The lozenges were “pretty much a commercial flop,” he said. That left the dietary supplements. In 2007, Star sold off its cigarette arm, and in 2012, it exited the tobacco business altogether.
The company had been losing money for years in 2011, when Williams grew closer to the McDonnells and Star introduced its new supplement, Anatabloc, with a luncheon at the governor’s mansion. Anatabloc was made from a synthetic version of a chemical found in tobacco, and the company said it reduced inflammation.
Williams worked to find impressive names to back his untested product. He sought to persuade credible university scientists to conduct research on its key chemical, and he signed golfer Fred Couples and tennis player John Isner as paid pitchmen. The stock price rose. (“Stock looking good. Well done. Gov,” prosecutors say McDonnell e-mailed Williams in June 2012.)
But now, like a number of previous Williams ventures, Star is in trouble. The company’s stock price has taken a serious hit; the FDA has warned that the company was marketing Anatabloc illegally; and shareholders have filed suit. The U.S. attorney’s office began looking into the company’s private stock transactions last year, applying legal pressure that resulted in Williams’s cooperation with prosecutors in building a case against Robert McDonnell.

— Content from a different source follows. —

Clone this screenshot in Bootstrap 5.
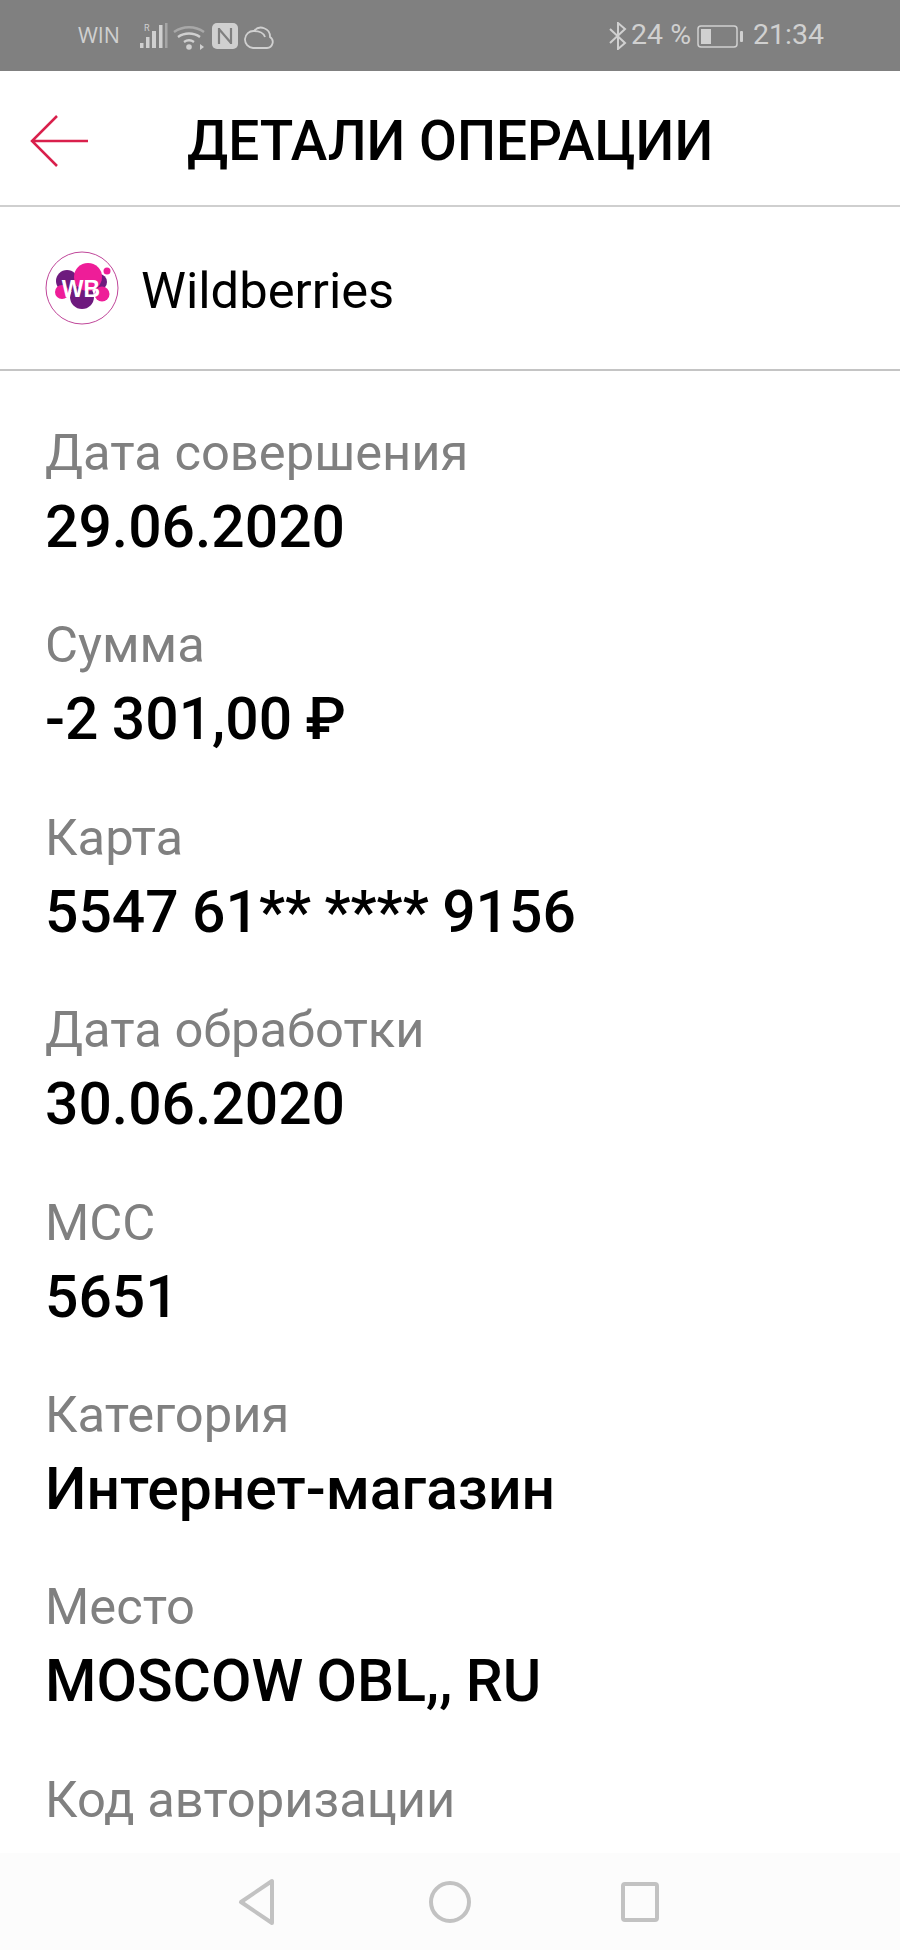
<!DOCTYPE html>
<html lang="ru">
<head>
<meta charset="utf-8">
<title>Детали операции</title>
<link href="https://cdn.jsdelivr.net/npm/bootstrap@5.3.0/dist/css/bootstrap.min.css" rel="stylesheet">
<style>
html,body{height:1950px;overflow:hidden}
body{font-family:Roboto,"Noto Sans",sans-serif;background:#fff;color:#000}
.phone{height:1950px;position:relative;overflow:hidden}
.statusbar{height:71px;background:#808080;color:#d0d0d0;padding-left:78px;padding-right:76px}
.st-win{font-family:"Open Sans",sans-serif;font-size:21.5px;margin-right:20px}
.st-right{font-size:28.5px;gap:4px}
.titlebar{height:136px;border-bottom:2px solid #cfcfcf;padding-left:30px;padding-top:6px}
.titlebar h1{font-family:Roboto,sans-serif;font-weight:500;font-size:55px;margin:0 0 0 99px;line-height:1}
.merchant{height:164px;border-bottom:2px solid #c4c4c4;padding-left:45px;gap:22px}
.merchant span{font-size:50.7px;line-height:1;padding-top:6px}
.fields{padding:55px 0 0 45px}
.field{height:192.4px}
.field-label{font-size:50.7px;line-height:54px;color:#808080}
.field-value{font-size:58.8px;line-height:62px;font-weight:500;margin-top:16px;word-spacing:-1.2px}
.navbottom{position:absolute;left:0;right:0;bottom:0;height:97px;background:#fcfcfc}
</style>
</head>
<body>
<div class="phone">
  <div class="statusbar d-flex align-items-center">
    <span class="st-win">WIN</span>
    <svg width="136" height="28" viewBox="0 0 136 28" fill="none">
      <g fill="#d0d0d0">
        <text x="4" y="9" font-size="9" font-family="Roboto">R</text>
        <rect x="0" y="21" width="3.500" height="5"/><rect x="6" y="15" width="3.500" height="11"/><rect x="12" y="9" width="4" height="17"/><rect x="19" y="3" width="3.500" height="23"/>
        <rect x="25" y="1" width="2.500" height="25" fill="#a6a6a6"/>
      </g>
      <g fill="none" stroke="#d0d0d0" stroke-width="2.400">
        <path d="M34 10a26 26 0 0 1 30 0" stroke="#a8a8a8"/>
        <path d="M38 15a19 19 0 0 1 22 0"/>
        <path d="M44 20a9 9 0 0 1 10 0"/>
      </g>
      <circle cx="49" cy="25" r="2.800" fill="#d0d0d0"/>
      <path d="M60 22l4 3-4 3z" fill="#d0d0d0"/>
      <rect x="72" y="1" width="26" height="26" rx="5" fill="#d0d0d0"/>
      <path d="M79 6v16M91 6v16M79 7l12 14" stroke="#808080" stroke-width="2.200" fill="none"/>
      <path d="M113 26h14a6 6 0 0 0 3-11 9 9 0 0 0-16-6 8.500 8.500 0 0 0-1 17zM114 9c5 0 10 2 11 6" stroke="#d0d0d0" stroke-width="1.800" fill="none"/>
    </svg>
    <div class="st-right d-flex align-items-center ms-auto">
      <svg width="18" height="28" viewBox="0 0 18 28" fill="none" stroke="#d0d0d0" stroke-width="2"><path d="M1 7l15 14-7 6V1l7 6L1 21"/></svg>
      <span>24 %</span>
      <svg class="me-1" width="50" height="24" viewBox="0 0 50 24" fill="none"><rect x="3" y="2" width="39" height="21" rx="3" stroke="#d0d0d0" stroke-width="1.500"/><rect x="6" y="5" width="10" height="15" fill="#d0d0d0"/><rect x="45" y="7" width="3" height="11" rx="1" fill="#d0d0d0"/></svg>
      <span>21:34</span>
    </div>
  </div>

  <div class="titlebar d-flex align-items-center">
    <svg width="58" height="52" viewBox="0 0 58 52" fill="none" stroke="#d9204c" stroke-width="2.500"><path d="M27 1L2 26l25 25M2 26h56"/></svg>
    <h1>ДЕТАЛИ ОПЕРАЦИИ</h1>
  </div>

  <div class="merchant d-flex align-items-center">
    <svg width="74" height="74" viewBox="0 0 74 74">
      <circle cx="37" cy="37" r="36" fill="#fff" stroke="#c0479a" stroke-width="1"/>
      <g fill="#6e1a7e"><circle cx="22" cy="30" r="11"/><circle cx="37" cy="46" r="12"/><circle cx="54" cy="31" r="8"/></g>
      <g fill="#ee1d98"><circle cx="43" cy="26" r="14"/><circle cx="17" cy="41" r="7"/><circle cx="57" cy="43" r="7.500"/><circle cx="62" cy="20" r="3.500"/></g>
      <text x="36" y="46" text-anchor="middle" font-family="Liberation Sans" font-weight="700" font-size="23" fill="#fff">WB</text>
    </svg>
    <span>Wildberries</span>
  </div>

  <div class="fields">
    <div class="field"><div class="field-label">Дата совершения</div><div class="field-value">29.06.2020</div></div>
    <div class="field"><div class="field-label">Сумма</div><div class="field-value">-2 301,00 ₽</div></div>
    <div class="field"><div class="field-label">Карта</div><div class="field-value">5547 61** **** 9156</div></div>
    <div class="field"><div class="field-label">Дата обработки</div><div class="field-value">30.06.2020</div></div>
    <div class="field"><div class="field-label">MCC</div><div class="field-value">5651</div></div>
    <div class="field"><div class="field-label">Категория</div><div class="field-value">Интернет-магазин</div></div>
    <div class="field"><div class="field-label">Место</div><div class="field-value">MOSCOW OBL,, RU</div></div>
    <div class="field"><div class="field-label">Код авторизации</div></div>
  </div>

  <div class="navbottom">
    <svg width="900" height="97" viewBox="0 0 900 97" fill="none" stroke="#c2c2c2" stroke-width="4" stroke-linejoin="round">
      <path d="M272 28v42L241 49z"/>
      <circle cx="450" cy="49" r="19"/>
      <rect x="623" y="31" width="34" height="36" rx="2"/>
    </svg>
  </div>
</div>
<script src="https://cdn.jsdelivr.net/npm/bootstrap@5.3.0/dist/js/bootstrap.bundle.min.js"></script>
</body>
</html>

The company has now told investors that it expects to face no charges. Williams agreed to step down as chief executive in December, accepting a different role in the company, and new management is considering rebranding the company under a new name.
So what might a McDonnell jury think of Williams?
“As a witness, he’ll come across to some as a snake-oil salesman and to others as a very generous person,” McSweeney said. “A lot of people, friends of mine who’ve heard his pitch, said: ‘We’re not going to touch him with a 10-foot pole. He’s too slick.’ And others will find him very candid, charming and believable. You can bet the jury consultants will be all over that [jury pool].”
Carol D. Leonnig and Alice Crites contributed to this report.